As expected, and in good agreement with several previous reports, mechanical ventilation was also significantly associated with the risk of pneumonia in our cohort in both treatment groups [23,24]. Against the background of this increased risk, there is an ongoing discussion as to whether ET should be performed under conscious sedation or general anesthesia [24]. However, our data should be interpreted with caution, since mechanical ventilation was only applied in severely affected patients, thus likely reflecting a selection bias.

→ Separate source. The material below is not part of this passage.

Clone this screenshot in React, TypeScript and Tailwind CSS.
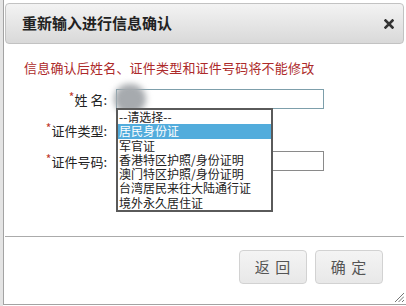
import React from "react"

const options = [
  "--请选择--",
  "居民身份证",
  "军官证",
  "香港特区护照/身份证明",
  "澳门特区护照/身份证明",
  "台湾居民来往大陆通行证",
  "境外永久居住证",
]

const font = { fontFamily: '"Noto Sans CJK SC", "Liberation Sans", sans-serif' }

function Label({ text }: { text: string }) {
  return (
    <div className="w-[102px] flex justify-end items-center text-[13px] text-[#222] leading-none">
      <span className="text-[#c0392b] text-[12px] -mt-[4px]">*</span>
      <span>{text}</span>
    </div>
  )
}

export default function App() {
  return (
    <div className="w-[406px] h-[306px] flex bg-white overflow-hidden" style={font}>
      {/* page behind the dialog */}
      <div className="w-[3px] h-full bg-[#e4e4e4]" />

      <div className="relative flex-1 h-[305px] flex flex-col border-l border-b border-[#a3a3a3] pl-[1px] pr-[2px]">
        {/* Header */}
        <div className="mt-[3px] h-[41px] flex items-center justify-between rounded-[4px] border border-[#c2c2c2] bg-gradient-to-b from-[#f3f3f3] to-[#d9d9d9] pl-[16px] pr-[9px]">
          <span className="text-[15px] font-bold text-[#222]">重新输入进行信息确认</span>
          <svg width="10" height="10" viewBox="0 0 10 10" className="mt-[1px]">
            <path d="M1.5 1.5 L8.5 8.5 M8.5 1.5 L1.5 8.5" stroke="#333" strokeWidth="2.6" strokeLinecap="square" />
          </svg>
        </div>

        {/* Notice */}
        <p className="mt-[15px] pl-[19px] text-[13px] leading-[18px] text-[#ad2a2a] tracking-[0.2px]">
          信息确认后姓名、证件类型和证件号码将不能修改
        </p>

        {/* Form */}
        <div className="mt-[12px] flex flex-col gap-[11px]">
          <div className="h-[20px] flex items-center gap-[9px]">
            <Label text="姓 名:" />
            <div className="w-[208px] h-[20px] border border-[#7d9fab] bg-white" />
          </div>
          <div className="h-[20px] flex items-center gap-[9px]">
            <Label text="证件类型:" />
            <div className="w-[150px] h-[19px] border border-[#8a8a8a] bg-white" />
          </div>
          <div className="h-[20px] flex items-center gap-[9px]">
            <Label text="证件号码:" />
            <div className="w-[208px] h-[20px] border border-[#8a8a8a] bg-white" />
          </div>
        </div>

        {/* Footer */}
        <div className="mt-[65px] h-px bg-[#ababab]" />
        <div className="mt-[13px] flex justify-end gap-[8px] pr-[21px]">
          {["返 回", "确 定"].map((t) => (
            <button
              key={t}
              className="w-[68px] h-[34px] rounded-[4px] border border-[#d2d2d2] bg-gradient-to-b from-[#f4f4f4] to-[#e8e8e8] text-[15px] text-[#555] tracking-[1px]"
            >
              {t}
            </button>
          ))}
        </div>

        {/* resize grip */}
        <svg width="10" height="10" viewBox="0 0 10 10" className="absolute right-[2px] bottom-[2px]">
          <path d="M10 1 L1 10 M10 4.5 L4.5 10 M10 8 L8 10" stroke="#666" strokeWidth="0.9" />
        </svg>

        {/* privacy blur over the name */}
        <div className="absolute left-[110px] top-[84px] w-[32px] h-[30px] rounded-full bg-[#a6aaae] blur-[3px]" />

        {/* open dropdown list */}
        <div className="absolute left-[112px] top-[108px] w-[157px] border-2 border-[#5a5a5a] bg-white py-[0px]">
          {options.map((o, i) => (
            <div
              key={o}
              className={
                "h-[14.3px] leading-[14.3px] pl-[1px] text-[12px] whitespace-nowrap " +
                (i === 1 ? "bg-[#52acdc] text-white" : "text-[#222]")
              }
            >
              {o}
            </div>
          ))}
        </div>
      </div>
    </div>
  )
}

In the past few years, several clinical risk scores for predicting SAP in broader stroke populations have been developed [25]. The majority of these predictive risk models were based on routinely available variables and commonly included age, atrial fibrillation, dysphagia, stroke severity as determined by the NIHSS and sex. It is noteworthy that NIHSS and atrial fibrillation were not significantly associated with SAP in the multivariate analyses in our study. This finding is likely attributable to the fact that our stroke patients with large vessel occlusions were more severely affected and more often had a cardio-embolic stroke due to atrial fibrillation than the patients entered in the aforementioned risk models.

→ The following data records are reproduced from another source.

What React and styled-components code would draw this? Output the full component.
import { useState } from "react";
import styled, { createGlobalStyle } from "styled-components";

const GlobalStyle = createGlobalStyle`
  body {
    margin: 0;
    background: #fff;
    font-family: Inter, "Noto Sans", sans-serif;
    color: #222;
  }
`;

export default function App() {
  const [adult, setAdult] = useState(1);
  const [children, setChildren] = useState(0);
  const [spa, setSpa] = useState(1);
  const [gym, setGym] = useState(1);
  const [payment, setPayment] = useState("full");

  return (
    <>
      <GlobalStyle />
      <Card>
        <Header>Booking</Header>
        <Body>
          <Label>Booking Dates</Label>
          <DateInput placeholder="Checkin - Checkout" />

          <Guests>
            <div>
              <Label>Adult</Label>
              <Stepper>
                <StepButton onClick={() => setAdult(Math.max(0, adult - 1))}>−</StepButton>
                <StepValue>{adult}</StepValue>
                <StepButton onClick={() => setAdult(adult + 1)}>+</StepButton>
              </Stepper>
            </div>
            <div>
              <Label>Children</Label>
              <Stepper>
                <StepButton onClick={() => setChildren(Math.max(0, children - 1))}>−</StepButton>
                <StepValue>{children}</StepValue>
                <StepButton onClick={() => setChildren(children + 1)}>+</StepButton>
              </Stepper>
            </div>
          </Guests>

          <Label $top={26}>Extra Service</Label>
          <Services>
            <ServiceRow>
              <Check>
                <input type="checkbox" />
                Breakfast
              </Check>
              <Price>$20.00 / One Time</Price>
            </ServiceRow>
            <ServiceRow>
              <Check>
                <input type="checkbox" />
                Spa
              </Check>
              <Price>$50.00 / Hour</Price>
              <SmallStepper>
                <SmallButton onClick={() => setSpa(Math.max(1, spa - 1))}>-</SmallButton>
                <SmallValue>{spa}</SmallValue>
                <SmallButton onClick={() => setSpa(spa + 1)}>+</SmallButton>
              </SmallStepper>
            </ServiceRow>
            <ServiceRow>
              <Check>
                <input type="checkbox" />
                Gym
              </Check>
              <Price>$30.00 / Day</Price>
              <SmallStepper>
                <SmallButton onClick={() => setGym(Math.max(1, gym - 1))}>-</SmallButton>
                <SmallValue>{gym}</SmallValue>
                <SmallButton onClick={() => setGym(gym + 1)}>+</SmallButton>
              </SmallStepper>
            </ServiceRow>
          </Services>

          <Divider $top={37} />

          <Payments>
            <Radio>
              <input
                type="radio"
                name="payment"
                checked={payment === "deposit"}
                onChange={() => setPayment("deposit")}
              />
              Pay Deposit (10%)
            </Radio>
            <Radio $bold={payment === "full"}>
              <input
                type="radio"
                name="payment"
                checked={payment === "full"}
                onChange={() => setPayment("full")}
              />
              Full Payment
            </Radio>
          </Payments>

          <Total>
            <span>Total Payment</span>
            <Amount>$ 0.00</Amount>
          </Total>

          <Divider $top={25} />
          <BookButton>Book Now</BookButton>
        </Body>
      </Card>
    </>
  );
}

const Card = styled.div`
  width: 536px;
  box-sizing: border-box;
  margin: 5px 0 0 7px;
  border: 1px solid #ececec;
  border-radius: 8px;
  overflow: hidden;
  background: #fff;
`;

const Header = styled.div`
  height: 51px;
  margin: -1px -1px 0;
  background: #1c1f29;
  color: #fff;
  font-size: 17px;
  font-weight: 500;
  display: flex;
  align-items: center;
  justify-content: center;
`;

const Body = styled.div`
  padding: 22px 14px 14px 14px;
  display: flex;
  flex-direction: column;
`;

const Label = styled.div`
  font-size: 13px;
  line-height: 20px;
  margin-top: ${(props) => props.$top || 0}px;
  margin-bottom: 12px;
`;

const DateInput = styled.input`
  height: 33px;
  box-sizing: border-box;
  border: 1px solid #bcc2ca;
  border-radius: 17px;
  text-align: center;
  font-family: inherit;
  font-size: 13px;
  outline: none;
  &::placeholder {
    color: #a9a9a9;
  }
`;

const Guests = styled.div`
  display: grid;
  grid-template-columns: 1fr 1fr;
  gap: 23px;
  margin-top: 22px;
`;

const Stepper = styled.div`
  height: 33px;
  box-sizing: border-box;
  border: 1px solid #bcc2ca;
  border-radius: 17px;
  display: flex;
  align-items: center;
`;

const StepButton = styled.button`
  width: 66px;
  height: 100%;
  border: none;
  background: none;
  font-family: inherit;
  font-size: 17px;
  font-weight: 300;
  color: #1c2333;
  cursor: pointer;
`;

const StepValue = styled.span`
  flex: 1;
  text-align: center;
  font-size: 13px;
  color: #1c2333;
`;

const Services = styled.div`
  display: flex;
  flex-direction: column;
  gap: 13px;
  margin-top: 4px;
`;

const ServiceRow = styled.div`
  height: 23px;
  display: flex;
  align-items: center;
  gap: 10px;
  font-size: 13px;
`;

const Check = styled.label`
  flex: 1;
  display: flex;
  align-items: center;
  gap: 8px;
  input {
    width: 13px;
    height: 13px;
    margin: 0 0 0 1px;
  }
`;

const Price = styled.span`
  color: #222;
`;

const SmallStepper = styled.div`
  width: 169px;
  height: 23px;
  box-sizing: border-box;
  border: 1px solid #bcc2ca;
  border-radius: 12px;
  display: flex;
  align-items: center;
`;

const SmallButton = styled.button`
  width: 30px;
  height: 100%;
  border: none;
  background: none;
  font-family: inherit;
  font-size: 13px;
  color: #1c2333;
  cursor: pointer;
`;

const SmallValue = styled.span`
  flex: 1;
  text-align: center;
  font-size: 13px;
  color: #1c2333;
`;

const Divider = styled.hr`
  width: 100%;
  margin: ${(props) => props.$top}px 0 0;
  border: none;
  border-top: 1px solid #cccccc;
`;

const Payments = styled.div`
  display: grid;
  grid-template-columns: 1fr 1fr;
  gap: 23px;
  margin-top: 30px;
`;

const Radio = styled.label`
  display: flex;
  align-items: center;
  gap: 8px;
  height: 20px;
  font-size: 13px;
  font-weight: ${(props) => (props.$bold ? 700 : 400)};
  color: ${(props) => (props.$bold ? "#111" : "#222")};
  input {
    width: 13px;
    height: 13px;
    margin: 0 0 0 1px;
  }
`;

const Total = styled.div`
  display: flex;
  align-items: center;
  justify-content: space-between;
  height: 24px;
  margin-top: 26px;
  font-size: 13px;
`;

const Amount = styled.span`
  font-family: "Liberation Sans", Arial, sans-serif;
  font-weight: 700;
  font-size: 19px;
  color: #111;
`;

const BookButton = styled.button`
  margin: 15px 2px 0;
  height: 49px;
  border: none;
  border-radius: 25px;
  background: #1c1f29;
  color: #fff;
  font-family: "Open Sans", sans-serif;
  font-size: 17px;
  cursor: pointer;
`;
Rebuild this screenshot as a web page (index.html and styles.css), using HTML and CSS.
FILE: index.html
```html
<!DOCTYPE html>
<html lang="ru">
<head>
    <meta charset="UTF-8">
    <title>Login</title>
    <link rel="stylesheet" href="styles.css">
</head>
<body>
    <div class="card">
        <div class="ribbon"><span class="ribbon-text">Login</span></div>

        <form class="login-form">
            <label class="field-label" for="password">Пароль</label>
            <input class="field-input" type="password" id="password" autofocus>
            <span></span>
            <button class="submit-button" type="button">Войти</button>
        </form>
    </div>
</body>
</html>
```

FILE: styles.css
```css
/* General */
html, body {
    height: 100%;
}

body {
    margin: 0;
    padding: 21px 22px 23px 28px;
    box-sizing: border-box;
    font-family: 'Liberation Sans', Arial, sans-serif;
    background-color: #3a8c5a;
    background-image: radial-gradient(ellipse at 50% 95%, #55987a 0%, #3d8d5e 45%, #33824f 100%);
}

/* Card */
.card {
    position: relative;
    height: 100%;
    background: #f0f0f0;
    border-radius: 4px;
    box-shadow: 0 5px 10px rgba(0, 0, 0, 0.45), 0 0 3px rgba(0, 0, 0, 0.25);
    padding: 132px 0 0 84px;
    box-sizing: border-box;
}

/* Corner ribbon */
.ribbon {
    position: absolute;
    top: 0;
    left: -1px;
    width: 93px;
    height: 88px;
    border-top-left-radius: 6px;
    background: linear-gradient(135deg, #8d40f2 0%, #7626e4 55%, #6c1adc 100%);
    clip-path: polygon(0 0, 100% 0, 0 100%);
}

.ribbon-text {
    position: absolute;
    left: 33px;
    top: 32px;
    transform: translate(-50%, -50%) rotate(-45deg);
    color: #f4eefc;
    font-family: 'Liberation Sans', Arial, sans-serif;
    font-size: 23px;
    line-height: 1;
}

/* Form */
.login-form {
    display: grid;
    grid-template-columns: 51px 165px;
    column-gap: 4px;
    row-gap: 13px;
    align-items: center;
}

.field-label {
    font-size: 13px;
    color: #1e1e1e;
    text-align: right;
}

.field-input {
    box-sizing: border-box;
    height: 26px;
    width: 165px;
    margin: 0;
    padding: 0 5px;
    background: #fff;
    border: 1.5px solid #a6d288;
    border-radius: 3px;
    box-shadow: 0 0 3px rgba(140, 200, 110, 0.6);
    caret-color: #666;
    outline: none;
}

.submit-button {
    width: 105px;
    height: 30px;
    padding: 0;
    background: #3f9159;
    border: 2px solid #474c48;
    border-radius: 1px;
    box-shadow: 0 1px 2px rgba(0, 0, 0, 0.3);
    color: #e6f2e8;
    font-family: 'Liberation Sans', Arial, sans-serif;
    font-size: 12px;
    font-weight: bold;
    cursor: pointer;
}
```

The major strengths of our study include the large dataset and the use of uniform treatment algorithms. However, the present report also has limitations. The data were obtained retrospectively in a single academic center, and the impact of ET or IVT on SAP was determined in a nonrandomized fashion. Hence, the study method holds all drawbacks of observational design and limits the generalizability of our results. Several important risk factors for SAP were not considered in our analyses including details on nasogastric tube interventions, laboratory markers and the use of certain medications, which have been linked to the presence or absence of SAP [26,27,28]. Furthermore, dysphagia was only dichotomized as either absent or present, thus using a rather broad classification scheme of this important risk factor for SAP. In addition, we did not consider the time of onset and timecourse of pneumonia, which play a crucial role in the interpretation of stroke and pneumonia with respect to causality, especially in mechanically ventilated patients and those with signs of pneumonia already at the time of admission. Although we studied a rather large patient population and found comparable SAP rates after ET or IVT, we might have missed a significant difference between both groups. Using our data, however, more than 9000 patients in each treatment group would be needed to detect a potential significant difference, making a Type II error unlikely. Finally, we used mRS at the time of discharge to assess clinical outcome instead of the widely accepted 3 months.

5. Conclusions

In patients with acute large vessel occlusions, the overall frequency of SAP is high in everyday clinical practice and comparable between ET and IVT. Regardless of treatment modality, SAP is significantly associated with mortality and an overall poor clinical outcome. Thus, there is an ongoing need to reduce the rates of SAP in this patient population, for which the risk factors found in this study could become useful.